La desaparición de ETA es causa mayor de los artesanos de la paz. Defensa tajante de la sacralidad de la vida sí, persecución de quienes se comprueba que la amenazan también, desaparición de unas siglas que tanto dolor han causado, por supuesto, ¿quiebra moral de los otrora violentos?, no, no es precisa, gracias. No sabemos para qué y a quién sirve esa derrota. Esa suerte de trofeos son susceptibles de satisfacer a la sombra que nos habita, de inflar un ego, un orgullo, un resentimiento poco edificantes. En nada progresamos, todo lo contrario, con la ruina anímica de los militantes que rechazan la violencia. Animando su travesía interna, reubicándolos en la sociedad, posibilitando su inserción, permitiendo la participación política de todo su entorno, acercamos el tiempo de la esperanza. Aún hay muchos cerrojos que sólo dificultan locas ganas de iniciar una nueva vida. Aún hay un veto a “Sortu” que sólo impide la normalización política que tanto ansiamos.

¿Y si sustituyéramos la derrota por el encuentro con el adversario que por fin rechaza las armas?, encuentro como la consagración, el triunfo de lo más noble que nos habita. La cita, siquiera interna, con quien nos ha hecho daño implica un enorme desafío, toda una iniciación en nosotros/as mismos/as. Las miles de personas que reclamaban la derrota de ETA, pueden meditar sobre la eventualidad de ese comprometedor encuentro. Atender al reto del perdón para con los que se han confundido, los que han errado fatalmente, para con los que su ignorancia les ha conducido a cometer crímenes intolerables…, pudiera ser también una magnánima posibilidad a contemplar. El perdón para con el victimario, conduce al deseo de que éste rectifique y por lo tanto comience a liberarse de su propia sombra. Quien conquista el perdón no tiene interés alguno de ver al culpable derrotado, sino más bien rehabilitado, reencontrado consigo mismo y su también inmenso potencial constructor y creador.

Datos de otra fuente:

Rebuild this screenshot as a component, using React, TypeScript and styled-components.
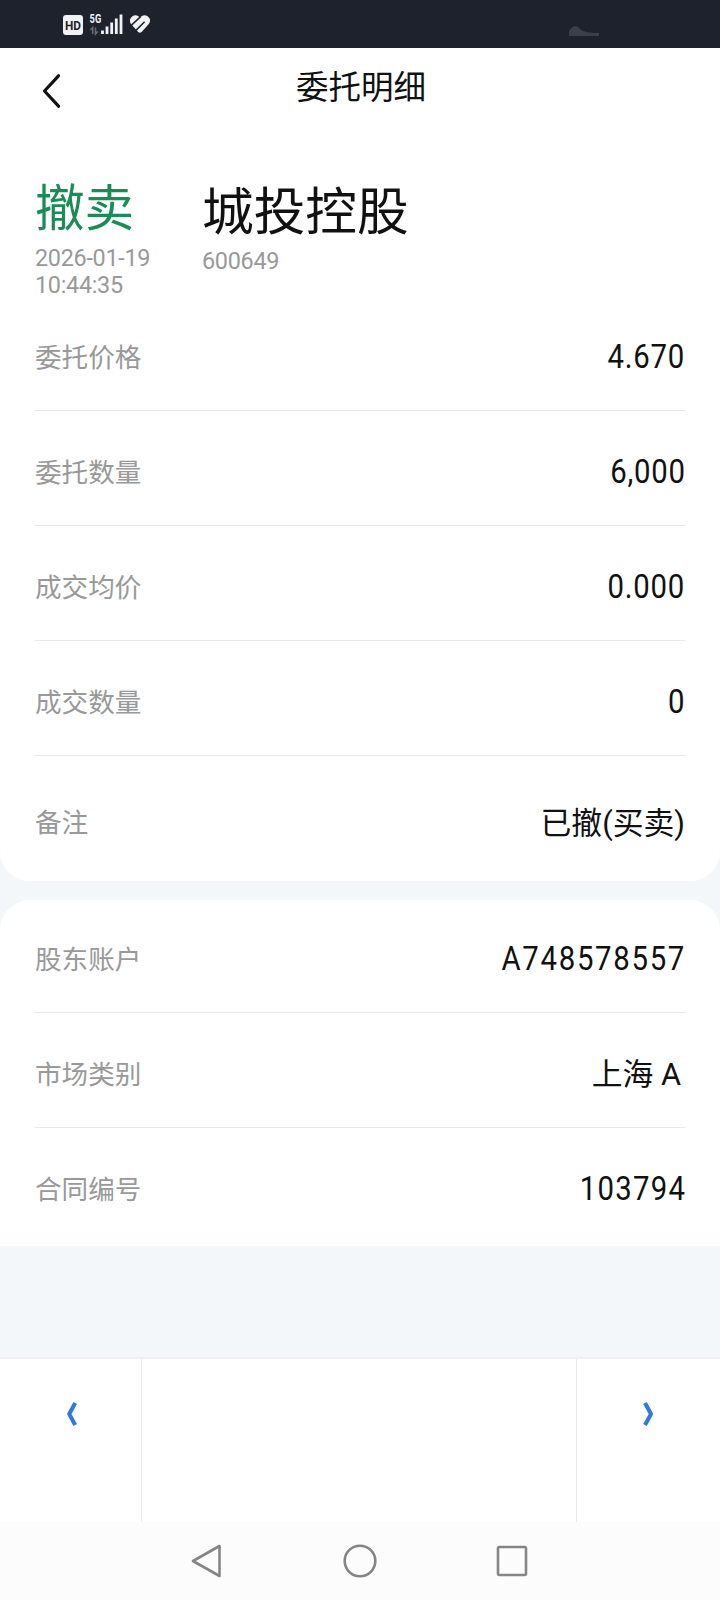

Latir con el corazón de quien se ha equivocado puede ser el más elevado triunfo de una conciencia generosa, amén de camino seguro hacia la verdadera paz. Quizás prime apostar por lo más retador, por ese acercamiento arriesgado, iniciático para nada cándido o propagandista. Victoria sí, pero de la verdadera, triunfo sobre nosotros mismos y nuestro ansia de calamidad ajena. Abracemos el abrazo, para nada como justificación de la sinrazón y la barbarie, sino como convencimiento de que en todo ser mora, en mayor o menor medida, algo excelso, algo divino; abrazo como invocación a esa parte pura, consientes de su inmenso potencial emancipador para la víctima y el victimario.

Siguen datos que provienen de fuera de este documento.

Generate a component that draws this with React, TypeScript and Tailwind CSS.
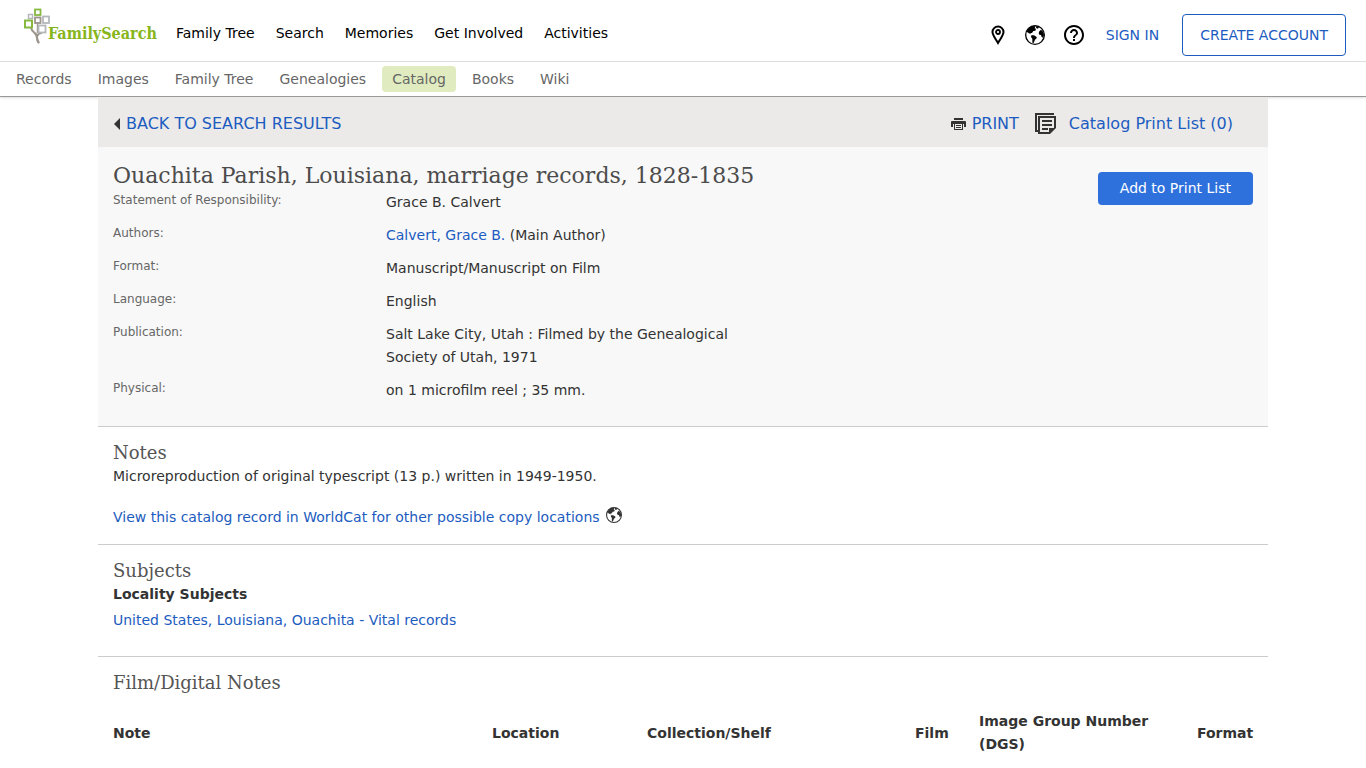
import type { ReactNode } from 'react'
import { MdHelpOutline } from 'react-icons/md'

const MAIN_NAV = ['Family Tree', 'Search', 'Memories', 'Get Involved', 'Activities']

const SUB_NAV = ['Records', 'Images', 'Family Tree', 'Genealogies', 'Catalog', 'Books', 'Wiki']

const DETAILS: { label: string; value: ReactNode }[] = [
  { label: 'Statement of Responsibility:', value: 'Grace B. Calvert' },
  {
    label: 'Authors:',
    value: (
      <>
        <a href="#author" className="text-[#1c5cc0]">Calvert, Grace B.</a> (Main Author)
      </>
    ),
  },
  { label: 'Format:', value: 'Manuscript/Manuscript on Film' },
  { label: 'Language:', value: 'English' },
  { label: 'Publication:', value: 'Salt Lake City, Utah : Filmed by the Genealogical Society of Utah, 1971' },
  { label: 'Physical:', value: 'on 1 microfilm reel ; 35 mm.' },
]

function Logo() {
  return (
    <svg viewBox="0 0 134 38" className="h-[38px] w-[134px]" role="img" aria-label="FamilySearch">
      <g fill="none" stroke="#9c968c">
        <path d="M13.500 15v10" strokeWidth="1.500" />
        <path d="M7 20c1 4 4 4 6 8" strokeWidth="2" />
        <path d="M18 25c-3 0-5 2-5 5 0 2 1 4 2 5" strokeWidth="2" />
        <path d="M11 25c3 3 1 7 4 10" strokeWidth="2" />
      </g>
      <g fill="#fff" strokeWidth="1.800">
        <rect x="11" y="1.500" width="5.500" height="5.500" stroke="#87b940" />
        <rect x="4.500" y="6.500" width="4" height="4" stroke="#b5b8bb" strokeWidth="1.500" />
        <rect x="11" y="9.500" width="5.500" height="5.500" stroke="#9c968c" />
        <rect x="19" y="8.500" width="6" height="6.500" stroke="#b5b8bb" />
        <rect x="1" y="12.500" width="7" height="7" stroke="#87b940" strokeWidth="2" />
        <rect x="14.500" y="17.500" width="7" height="7" stroke="#b5b8bb" />
      </g>
      <text x="24" y="31" fill="#87b51c" className="font-['DejaVu_Serif_Condensed','DejaVu_Serif',serif] text-[16px] font-bold">
        FamilySearch
      </text>
    </svg>
  )
}

function PinIcon() {
  return (
    <svg viewBox="0 0 14 20" className="h-5 w-3.5" fill="none" stroke="currentColor">
      <path d="M7 18C4 13 1.500 10 1.500 7a5.500 5.500 0 0 1 11 0c0 3-2.500 6-5.500 11z" strokeWidth="2" />
      <circle cx="7" cy="7" r="2" strokeWidth="1.800" />
    </svg>
  )
}

function GlobeIcon({ className }: { className: string }) {
  return (
    <svg viewBox="0 0 60 60" className={className} fill="currentColor">
      <circle cx="30" cy="30" r="28" fill="none" stroke="currentColor" strokeWidth="4" />
      <path d="M4 20C8 12 15 5 24 3l8 1-3 5 4 3-2 5-6 1-4 6-5 0 2 4-6-3-5-3z" />
      <path d="M34 3l7 2 0 4-4 2-4-3z" />
      <path d="M19 31l8 0 8 5 0 4-5 4-4 10-4-1 0-12-4-5z" />
      <path d="M43 19l5-5 7 7 2 9-3 8-4-2-2-6-5-1-2-5z" />
    </svg>
  )
}

function PrinterIcon() {
  return (
    <svg viewBox="0 0 15 14" className="h-3.5 w-[15px]" fill="#333">
      <path d="M3 1h9v2H3z" />
      <path d="M1 4h13a1 1 0 0 1 1 1v5h-2V7H2v3H0V5a1 1 0 0 1 1-1z" />
      <path d="M3 7h1v5h7V7h1v6H3z" />
      <path d="M5 8h5v1H5zM5 10h5v1H5z" />
    </svg>
  )
}

function PrintListIcon() {
  return (
    <svg viewBox="0 0 22 22" className="h-[22px] w-[22px]" fill="none" stroke="#333" strokeWidth="2">
      <path d="M18 2V1H1v17h3" />
      <path d="M20 15V4H4v16h11" />
      <path d="M7 8h10M7 12h10M7 16h6" />
      <path d="M14 15h7l-6 6h-1z" fill="#333" stroke="none" />
    </svg>
  )
}

function Section({ title, children }: { title: string; children: ReactNode }) {
  return (
    <section className="border-t border-[#ccc] px-[15px] pt-3.5">
      <h2 className="font-['DejaVu_Serif',serif] text-lg leading-6 font-light text-[#555]">{title}</h2>
      {children}
    </section>
  )
}

function Header() {
  return (
    <header className="border-b border-[#999] bg-white shadow-sm">
      <div className="flex h-[62px] items-start justify-between border-b border-[#ddd] pr-5 pl-6">
        <div className="flex items-start">
          <a href="#home" className="mt-2 mr-[18px]">
            <Logo />
          </a>
          <nav className="mt-[21px] flex gap-[21px] text-sm leading-6 text-black">
            {MAIN_NAV.map((item) => (
              <a key={item} href="#nav" className="whitespace-nowrap">{item}</a>
            ))}
          </nav>
        </div>
        <div className="mt-3.5 flex items-center text-sm text-[#1c5cc0]">
          <button aria-label="Locations" className="mr-5 text-black"><PinIcon /></button>
          <button aria-label="Language" className="mr-[17px] text-black"><GlobeIcon className="h-5 w-5" /></button>
          <button aria-label="Help" className="mr-5 text-black"><MdHelpOutline size={24} /></button>
          <a href="#signin" className="mr-[23px] whitespace-nowrap">SIGN IN</a>
          <a href="#create" className="rounded border border-[#1c5cc0] px-[17px] py-[9px] leading-[22px] whitespace-nowrap">
            CREATE ACCOUNT
          </a>
        </div>
      </div>
      <nav className="flex h-[34px] items-center gap-1.5 px-1.5 text-sm text-[#666]">
        {SUB_NAV.map((item) => (
          <a
            key={item}
            href="#sub"
            className={`rounded px-2.5 leading-[26px] whitespace-nowrap ${item === 'Catalog' ? 'bg-[#e0ecc0]' : ''}`}
          >
            {item}
          </a>
        ))}
      </nav>
    </header>
  )
}

export default function App() {
  return (
    <div className="min-h-screen bg-white font-['DejaVu_Sans',sans-serif] text-[#333]">
      <Header />

      <main className="mx-auto max-w-[1170px]">
        {/* Toolbar */}
        <div className="flex h-[50px] items-center justify-between bg-[#ebeae9] pt-[3px] pr-[35px] pl-[15px] text-base text-[#1c5cc0]">
          <a href="#results" className="flex items-center gap-1.5">
            <svg viewBox="0 0 7 12" className="h-3 w-[7px]" fill="#333">
              <path d="M7 0v12L1 6z" />
            </svg>
            BACK TO SEARCH RESULTS
          </a>
          <div className="flex items-center gap-4">
            <button className="flex items-center gap-1.5"><PrinterIcon />PRINT</button>
            <a href="#list" className="flex items-center gap-3"><PrintListIcon />Catalog Print List (0)</a>
          </div>
        </div>

        {/* Record summary */}
        <section className="flex items-start justify-between bg-[#f8f8f8] px-[15px] pt-[15px] pb-6">
          <div>
            <h1 className="font-['DejaVu_Serif',serif] text-[22px] leading-7 text-[#4c4c4c]">
              Ouachita Parish, Louisiana, marriage records, 1828-1835
            </h1>
            <dl className="mt-px flex flex-col gap-2.5">
              {DETAILS.map((row) => (
                <div key={row.label} className="flex items-start">
                  <dt className="w-[273px] shrink-0 text-xs leading-[18px] text-[#666]">{row.label}</dt>
                  <dd className="w-[360px] text-sm leading-[23px]">{row.value}</dd>
                </div>
              ))}
            </dl>
          </div>
          <button className="mt-2.5 rounded bg-[#2e71dc] px-[22px] text-sm leading-[33px] whitespace-nowrap text-white">
            Add to Print List
          </button>
        </section>

        <Section title="Notes">
          <p className="text-sm leading-[22px]">Microreproduction of original typescript (13 p.) written in 1949-1950.</p>
          <p className="mt-[19px] mb-4 flex items-center gap-1.5 text-sm leading-[22px]">
            <a href="#worldcat" className="text-[#1c5cc0]">
              View this catalog record in WorldCat for other possible copy locations
            </a>
            <GlobeIcon className="mb-1 h-4 w-4" />
          </p>
        </Section>

        <Section title="Subjects">
          <h3 className="text-sm leading-[22px] font-bold">Locality Subjects</h3>
          <p className="mt-1 mb-[25px] text-sm leading-[22px]">
            <a href="#subject" className="text-[#1c5cc0]">United States, Louisiana, Ouachita - Vital records</a>
          </p>
        </Section>

        <Section title="Film/Digital Notes">
          <table className="mt-[15px] w-full table-fixed text-left text-sm leading-[23px]">
            <thead>
              <tr>
                <th className="w-[379px]">Note</th>
                <th className="w-[155px]">Location</th>
                <th className="w-[268px]">Collection/Shelf</th>
                <th className="w-16">Film</th>
                <th>
                  <span className="block max-w-[190px]">Image Group Number (DGS)</span>
                </th>
                <th className="w-14">Format</th>
              </tr>
            </thead>
          </table>
        </Section>
      </main>
    </div>
  )
}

Si en vez de marchar por la Castellana de forma masiva en pos de la derrota, diéramos siquiera algún tímido paso en pos de la reconciliación, por lo menos para con los militantes de ETA arrepentidos, abriríamos una etapa diferente, cargada de fe, de sentido, de valores. Detrás de los congregados en la Plaza de Colón el pasado sábado blandía orgullosa la mayor bandera de España. ¿Alguno de los congregados se ha parado a pensar si esa enseña con su pesada carga de imposición pasada y presente, no puede ser algo de la causa del inmenso desatino que ha representado la historia de la banda armada? Muy lejos de pretender justificar un gramo de plomo, este interrogante sólo invita a remontar al mundo de las causas, a asumir la historia y sus dolores de una forma más desafectada y neutral.

La humanidad ancha, nuestra pequeña porción de humanidad atiende como principal desafío a la superación del paradigma de la confrontación, el tránsito de la doctrina de la derrota, a la del encuentro por bárbaro que se haya manifestado el contrario. No hay vencedores y vencidos en la batalla contra la violencia de ETA. Han ganado la vida y la democracia, ojalá triunfen también mañana aquellos otros valores que más ennoblecen al humano: el perdón y la generosidad.